After all, LeBoeuf Lamb Greene & MacRae is helmed by a respected long-time chair in the shape of Steven Davis who has put his firm through a robust restructuring that has dramatically hiked profitability in the last five years.
And despite the decision to call the combined practice Dewey & LeBoeuf, clearly the larger LeBoeuf will be the slightly more equal in this merger of equals, a reality underlined by the early decision to hand Davis the top leadership role for a full five years.
One LeBoeuf partner this week proudly described his own firm as an “elected dictatorship”, a factor underlined by claims that some partners were unaware of the talks until last Friday (24 August).
Likewise, the Manhattan rah-rah-rah line the two firms have put out regarding the talks suggests that the combined practice should shed some of its less more profitable bits. After all, in a market that has never prized scale, you don’t really need 550 lawyers and merely sticking two decent mid-tier firms together won’t take the firm upmarket in the highly-stratified New York legal community.
All this suggests that Dewey will face some tough choices with a LeBoeuf union.

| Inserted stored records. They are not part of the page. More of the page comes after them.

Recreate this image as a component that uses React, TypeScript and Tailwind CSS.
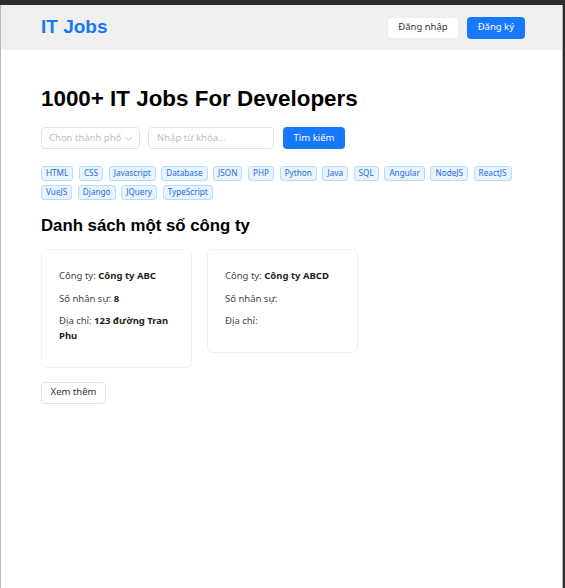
import React from "react";

const tags = [
  "HTML","CSS","Javascript","Database","JSON","PHP","Python","Java","SQL","Angular","NodeJS","ReactJS","VueJS","Django","JQuery","TypeScript",
];

const sans = { fontFamily: '"Noto Sans", "Open Sans", sans-serif' };
const arial = { fontFamily: '"Liberation Sans", Arial, sans-serif' };

export default function App() {
  return (
    <div className="w-[565px] h-[588px] bg-[#2d2d2f] pt-[5px] pr-[2px] overflow-hidden">
      <div className="h-full bg-white border-l border-r border-[#b8b8b8] text-[9.5px] text-[#262626]" style={sans}>
        <header className="h-[45px] bg-[#f0f0f0] flex items-center justify-between pl-[40px] pr-[37px]">
          <div className="text-[19px] font-bold text-[#1677ff]" style={arial}>IT Jobs</div>
          <div className="flex gap-[8px]">
            <button className="h-[22px] px-[10px] rounded-[4px] bg-white border border-[#ececec] text-[#333]">Đăng nhập</button>
            <button className="h-[22px] px-[11px] rounded-[4px] bg-[#1677ff] text-white">Đăng ký</button>
          </div>
        </header>
        <main className="px-[40px]">
          <h1 className="mt-[36px] text-[22.4px] leading-[26px] font-bold text-black" style={arial}>1000+ IT Jobs For Developers</h1>
          <div className="mt-[15px] flex items-center">
            <div className="w-[99px] h-[22px] rounded-[4px] border border-[#e3e3e3] flex items-center justify-between pl-[7px] pr-[6px] text-[#c0c0c0] whitespace-nowrap">
              <span>Chọn thành phố</span>
              <svg width="9" height="9" viewBox="0 0 10 10" fill="none" stroke="#bdbdbd" strokeWidth="1"><path d="M1.5 3.5 5 7l3.5-3.5" /></svg>
            </div>
            <div className="ml-[8px] w-[126px] h-[22px] rounded-[4px] border border-[#e3e3e3] flex items-center pl-[8px] text-[#c0c0c0] whitespace-nowrap">Nhập từ khóa...</div>
            <button className="ml-[9px] w-[62px] h-[22px] rounded-[4px] bg-[#1677ff] text-white">Tìm kiếm</button>
          </div>
          <div className="mt-[17px] flex flex-wrap gap-x-[5.6px] gap-y-[4px] w-[490px]">
            {tags.map((t) => (
              <span key={t} className="h-[15px] px-[4px] flex items-center rounded-[3px] bg-[#e6f4ff] border border-[#b7dcff] text-[8.2px] text-[#2f6ad0]">{t}</span>
            ))}
          </div>
          <h2 className="mt-[15px] text-[16.8px] leading-[21px] font-bold text-black" style={arial}>Danh sách một số công ty</h2>
          <div className="mt-[13px] flex items-start gap-[15px]">
            <div className="w-[151px] rounded-[6px] border border-[#f0f0f0] pt-[18px] pb-[16px] px-[17px]">
              <p className="leading-[15px] mb-[7.5px] text-[#444]">Công ty: <b className="text-[#1f1f1f]">Công ty ABC</b></p>
              <p className="leading-[15px] mb-[7.5px] text-[#444]">Số nhân sự: <b className="text-[#1f1f1f]">8</b></p>
              <p className="leading-[15px] mb-[7.5px] text-[#444]">Địa chỉ: <b className="text-[#1f1f1f]">123 đường Tran Phu</b></p>
            </div>
            <div className="w-[151px] rounded-[6px] border border-[#f0f0f0] pt-[18px] pb-[16px] px-[17px]">
              <p className="leading-[15px] mb-[7.5px] text-[#444]">Công ty: <b className="text-[#1f1f1f]">Công ty ABCD</b></p>
              <p className="leading-[15px] mb-[7.5px] text-[#444]">Số nhân sự: </p>
              <p className="leading-[15px] mb-[7.5px] text-[#444]">Địa chỉ: </p>
            </div>
          </div>
          <button className="mt-[14px] h-[22px] w-[65px] rounded-[4px] border border-[#e3e3e3] bg-white text-[#333]">Xem thêm</button>
        </main>
      </div>
    </div>
  );
}
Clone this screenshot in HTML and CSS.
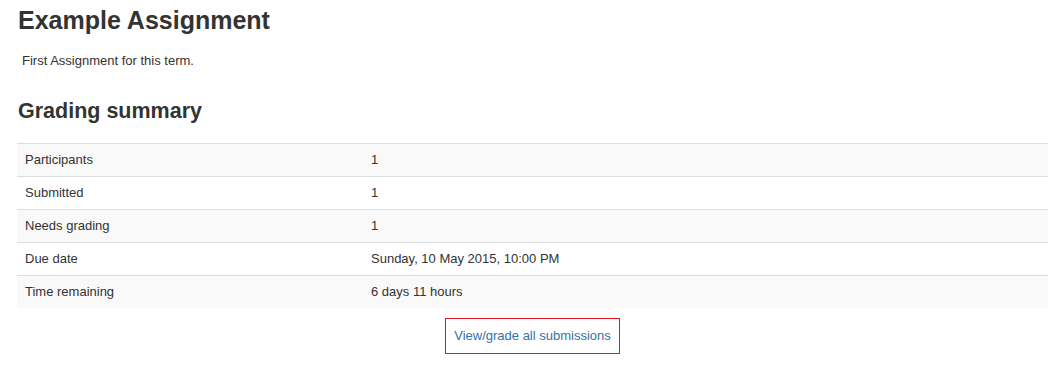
FILE: index.html
```html
<!DOCTYPE html>
<html>
<head>
<meta charset="utf-8">
<link rel="stylesheet" href="styles.css">
</head>
<body>
<div class="page">
  <h1 class="title">Example Assignment</h1>
  <div class="intro"><p>First Assignment for this term.</p></div>
  <h2 class="section">Grading summary</h2>
  <table class="summary">
    <colgroup><col class="c1"><col></colgroup>
    <tbody>
      <tr><td>Participants</td><td>1</td></tr>
      <tr><td>Submitted</td><td>1</td></tr>
      <tr><td>Needs grading</td><td>1</td></tr>
      <tr><td>Due date</td><td>Sunday, 10 May 2015, 10:00 PM</td></tr>
      <tr><td>Time remaining</td><td>6 days 11 hours</td></tr>
    </tbody>
  </table>
  <div class="actions"><a class="grade-btn" href="#">View/grade all submissions</a></div>
</div>
</body>
</html>
```
FILE: styles.css
```css
html, body {
  margin: 0;
  padding: 0;
  background: #fff;
}
body {
  font-family: "Liberation Sans", Arial, sans-serif;
  font-size: 13px;
  color: #333;
}
.page {
  padding: 6px 16px 0 17px;
}
.title {
  margin: 0;
  font-size: 25px;
  line-height: 28px;
  font-weight: bold;
  padding-left: 1px;
}
.intro {
  margin-top: 19px;
  padding-left: 5px;
}
.intro p {
  margin: 0;
  line-height: 16px;
}
.section {
  margin: 30px 0 0 0;
  font-size: 21.5px;
  line-height: 24px;
  font-weight: bold;
  padding-left: 1px;
}
.summary {
  margin-top: 20px;
  width: 100%;
  border-collapse: collapse;
  border-spacing: 0;
}
.summary .c1 {
  width: 346px;
}
.summary td {
  padding: 8px;
  line-height: 16px;
  border-top: 1px solid #ddd;
  vertical-align: top;
  text-align: left;
}
.summary tr:nth-child(odd) td {
  background: #f9f9f9;
}
.actions {
  display: flex;
  justify-content: center;
  margin-top: 10px;
}
.grade-btn {
  display: inline-block;
  border: 1px solid #e3141f;
  padding: 9px 8px;
  line-height: 16px;
  color: #3471a8;
  text-decoration: none;
  font-size: 13px;
}
```
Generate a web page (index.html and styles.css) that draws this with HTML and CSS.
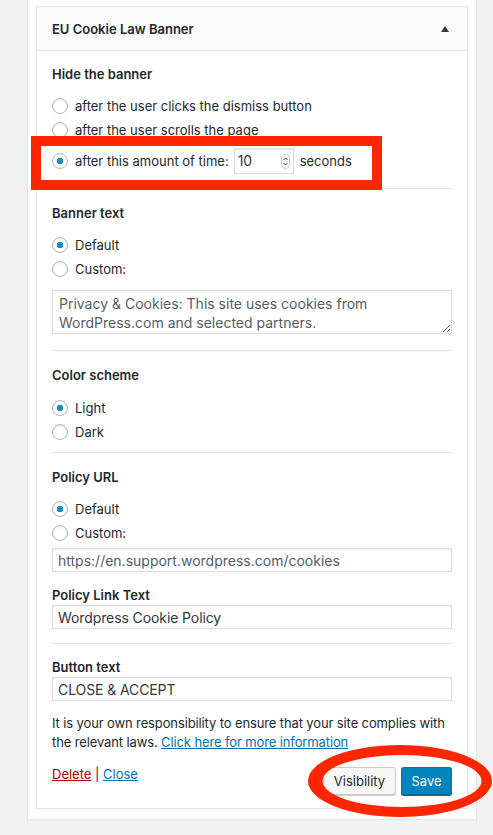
FILE: index.html
```html
<!DOCTYPE html>
<html lang="en">
<head>
<meta charset="utf-8">
<title>EU Cookie Law Banner</title>
<link rel="stylesheet" href="styles.css">
</head>
<body>
<div class="page">
  <div class="sidebar">
    <div class="widget">
      <div class="widget-top">
        <h3 class="widget-title">EU Cookie Law Banner</h3>
        <svg class="toggle" width="8" height="6" viewBox="0 0 8 6"><polygon points="4,0 8,6 0,6" fill="#32373c"/></svg>
      </div>
      <div class="widget-inside">
        <div class="label first">Hide the banner</div>
        <label class="radio-row"><input type="radio" class="radio" name="hide">after the user clicks the dismiss button</label>
        <label class="radio-row"><input type="radio" class="radio" name="hide">after the user scrolls the page</label>
        <label class="radio-row time-row"><input type="radio" class="radio" name="hide" checked>after this amount of time:<span class="number"><span class="number-value">10</span><svg class="spinner" width="9" height="15" viewBox="0 0 9 15"><rect x="0.5" y="0.5" width="8" height="14" rx="4" fill="#fff" stroke="#c8c8c8"/><path d="M2.6 6 L4.5 4 L6.4 6" fill="none" stroke="#444" stroke-width="1"/><path d="M2.6 9 L4.5 11 L6.4 9" fill="none" stroke="#444" stroke-width="1"/></svg></span>seconds</label>
        <hr class="sep sep-1">

        <div class="label">Banner text</div>
        <label class="radio-row"><input type="radio" class="radio" name="text" checked>Default</label>
        <label class="radio-row"><input type="radio" class="radio" name="text">Custom:</label>
        <textarea class="textarea">Privacy &amp; Cookies: This site uses cookies from WordPress.com and selected partners.</textarea>
        <hr class="sep sep-2">

        <div class="label label-wide">Color scheme</div>
        <label class="radio-row"><input type="radio" class="radio" name="color" checked>Light</label>
        <label class="radio-row"><input type="radio" class="radio" name="color">Dark</label>
        <hr class="sep sep-3">

        <div class="label">Policy URL</div>
        <label class="radio-row"><input type="radio" class="radio" name="url" checked>Default</label>
        <label class="radio-row"><input type="radio" class="radio" name="url">Custom:</label>
        <input type="text" class="text-input url-input" value="https://en.support.wordpress.com/cookies">
        <div class="label tight">Policy Link Text</div>
        <input type="text" class="text-input field-input" value="Wordpress Cookie Policy">
        <hr class="sep sep-4">

        <div class="label tight">Button text</div>
        <input type="text" class="text-input field-input" value="CLOSE &amp; ACCEPT">
        <p class="note">It is your own responsibility to ensure that your site complies with the relevant laws. <a class="link" href="#">Click here for more information</a></p>

        <div class="actions">
          <div class="action-links"><a class="link-delete" href="#">Delete</a> | <a class="link" href="#">Close</a></div>
          <div class="action-buttons">
            <button class="btn btn-visibility">Visibility</button>
            <button class="btn btn-save">Save</button>
          </div>
        </div>
      </div>
    </div>
  </div>

  <div class="annot-rect"></div>
  <svg class="annot-ellipse" width="493" height="835" viewBox="0 0 493 835">
    <path fill="#ff2600" fill-rule="evenodd" d="M308,781 a92,36 0 1,0 184,0 a92,36 0 1,0 -184,0 Z M322.5,781 a79.5,26 0 1,0 159,0 a79.5,26 0 1,0 -159,0 Z"/>
  </svg>
</div>
</body>
</html>
```

FILE: styles.css
```css
html, body {
  margin: 0;
  padding: 0;
}

body {
  background: #f1f1f1;
  font-family: Inter, "Liberation Sans", Arial, sans-serif;
  font-size: 13px;
  color: #23282d;
  width: 493px;
  height: 835px;
  overflow: hidden;
}

.page {
  position: relative;
  width: 493px;
  height: 835px;
}

.sidebar {
  margin-left: 27px;
  width: 450px;
  box-sizing: border-box;
  background: #fff;
  border: 1px solid #e5e5e5;
  border-top: none;
  padding: 6px 8px 10px 8px;
}

.widget {
  border: 1px solid #e5e5e5;
  box-shadow: 0 1px 1px rgba(0, 0, 0, 0.04);
  background: #fff;
}

.widget-top {
  height: 43px;
  background: #fafafa;
  border-bottom: 1px solid #e5e5e5;
  display: flex;
  align-items: center;
  justify-content: space-between;
  padding: 0 18px 0 15px;
}

.widget-title {
  margin: 0;
  font-size: 13px;
  font-weight: 600;
  line-height: 18px;
  color: #23282d;
}

.toggle {
  display: block;
}

.widget-inside {
  padding: 0 15px 13px 15px;
  display: flex;
  flex-direction: column;
}

.label {
  font-weight: 600;
  line-height: 18px;
  margin-top: 15px;
  margin-bottom: 11px;
}

.label.first {
  margin-top: 14px;
}

.label.label-wide {
  margin-bottom: 12px;
}

.label.tight {
  margin-top: 14px;
  margin-bottom: 1px;
}

.radio-row {
  display: flex;
  align-items: center;
  height: 24px;
  line-height: 18px;
  white-space: nowrap;
}

.radio {
  -webkit-appearance: none;
  appearance: none;
  width: 16px;
  height: 16px;
  margin: 0 7px 0 0;
  border: 1px solid #b4b9be;
  border-radius: 50%;
  background: #fff;
  box-shadow: inset 0 1px 2px rgba(0, 0, 0, 0.1);
  flex: none;
}

.radio:checked {
  background: radial-gradient(circle at center, #1e8cbe 0, #1e8cbe 3px, #fff 3.6px);
}

.time-row {
  height: 26px;
  margin-top: 6px;
}

.number {
  display: flex;
  align-items: center;
  justify-content: space-between;
  box-sizing: border-box;
  width: 60px;
  height: 26px;
  margin: 0 6px 0 5px;
  padding: 0 3px 0 3px;
  border: 1px solid #ddd;
  box-shadow: inset 0 1px 2px rgba(0, 0, 0, 0.07);
  font-size: 14px;
  color: #32373c;
}

.spinner {
  display: block;
}

.sep {
  border: 0;
  border-top: 1px solid #ddd;
  height: 0;
  margin: 0;
}

.sep-1 { margin-top: 14px; }
.sep-2 { margin-top: 16px; }
.sep-3 { margin-top: 8px; }
.sep-4 { margin-top: 14px; }

.textarea {
  box-sizing: border-box;
  width: 100%;
  height: 44px;
  margin: 9px 0 0 0;
  padding: 3px 6px;
  border: 1px solid #ddd;
  box-shadow: inset 0 1px 2px rgba(0, 0, 0, 0.07);
  font-family: Inter, "Liberation Sans", Arial, sans-serif;
  font-size: 14px;
  line-height: 19px;
  color: #555d66;
  background: #fff;
  overflow: hidden;
}

.text-input {
  box-sizing: border-box;
  width: 100%;
  height: 24px;
  padding: 0 5px;
  border: 1px solid #ddd;
  box-shadow: inset 0 1px 2px rgba(0, 0, 0, 0.07);
  font-family: Inter, "Liberation Sans", Arial, sans-serif;
  font-size: 14px;
  color: #32373c;
  background: #fff;
  outline: none;
}

.field-input {
  letter-spacing: -0.1px;
}

.url-input {
  margin-top: 3px;
  color: #555d66;
}

.note {
  margin: 13px 0 0 0;
  line-height: 19px;
  letter-spacing: -0.12px;
}

.link {
  color: #0073aa;
  text-decoration: underline;
}

.link-delete {
  color: #a00;
  text-decoration: underline;
}

.actions {
  display: flex;
  justify-content: space-between;
  align-items: flex-start;
  margin-top: 13px;
}

.action-links {
  line-height: 18px;
}

.action-buttons {
  display: flex;
  gap: 5px;
  margin-top: 2px;
}

.btn {
  box-sizing: border-box;
  height: 28px;
  padding: 0 0 1px 0;
  border-radius: 3px;
  font-family: Inter, "Liberation Sans", Arial, sans-serif;
  font-size: 13px;
  line-height: 26px;
  text-align: center;
  cursor: pointer;
}

.btn-visibility {
  width: 73px;
  background: #f7f7f7;
  border: 1px solid #ccc;
  box-shadow: 0 1px 0 #ccc;
  color: #23282d;
}

.btn-save {
  width: 51px;
  background: #0085ba;
  border: 1px solid #0073aa;
  border-bottom-color: #006799;
  box-shadow: 0 1px 0 #006799;
  color: #fff;
}

.annot-rect {
  position: absolute;
  left: 31px;
  top: 136px;
  width: 351px;
  height: 54px;
  box-sizing: border-box;
  border: 10px solid #ff2600;
  pointer-events: none;
}

.annot-ellipse {
  position: absolute;
  left: 0;
  top: 0;
  pointer-events: none;
}
```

So why the enthusiasm?
Well, as students of mergers will tell you, making such tie-ups work is mainly about will, meaning a genuine hunger to make a deal work rather than indulging in power struggles and one-upmanship. Having been bruised by its turbulent talks with Orrick Herrington & Sutcliffe, which finally bit the dust in January, Dewey has clearly entered its current talks with LeBoeuf having learned some painful but necessary lessons.
One of those lessons was that a bit of management and strategy might not be a bad idea - a contrast to its recent history of being run by an M&A heavyweight (Morton Pierce), who regularly clocks up 3,000-plus billables a year. And having lost more than 10 partners in the closing stages of the Orrick talks - including, most damagingly, two of Pierce’s key M&A point-men - Dewey appears to have entered its talks with LeBoeuf with the willpower to make some tough choices about its direction.
Plenty of other factors appear to be supporting the talks, which in London at least are enjoying unusually wide support on both sides. The culture of the two firms - both hailing from New York - looks a little more aligned than with the West Coast-based Orrick.
Likewise, it’s easy to see why both sides argue that the practice fit - marrying Dewey’s still-decent M&A brand with LeBoeuf’s strengths in insurance and energy, not to mention a complementary international network - makes a deal look tempting. Similarly, with Dewey coming out fighting after the Orrick collapse with an aggressive run of senior recruitment, the firm still packs a considerable punch.
“It’s hard to think that it hasn’t been specially engineered; it’s like a nut and a bolt - it fits together without much chaffing,” gushed one partner this week.
That chaff-free fit is particularly notable in London, where LeBoeuf has respected securities partner Camille Abouslemain, who quit Dewey amid the Orrick talks but (perhaps surprisingly) has been cited as one of the main European cheerleaders for a union. Both firms have also helped themselves to senior lawyers from Freshfields Bruckhaus Deringer in recent months, further bolstering that common ground.
In London, LeBoeuf is expected to be in the driving seat, as the firm has built a 120-plus lawyer City arm after two years of sustained recruitment. And while any US firm can ship in bodies in London, LeBoeuf gets credit for making some astute appointments. In contrast, Dewey’s far smaller London arm is viewed, even by the charitable, as still a work in progress. This is partly down to the fact that the firm is perceived to have never quite decided which element of its practice it wanted to roll out in London.
All in all, the momentum is building behind the deal, with no-one seriously questioning that the merger will be sealed by its October target, in what would be the largest union ever in New York.
Forget that Dewey is apparently still sitting on multimillion-dollar pension liabilities and that the last mega-merger in the US (the 2004 union between Wilmer Cutler & Pickering and Hale and Dorr) has proved underwhelming. The will is there... now you just need that pesky way.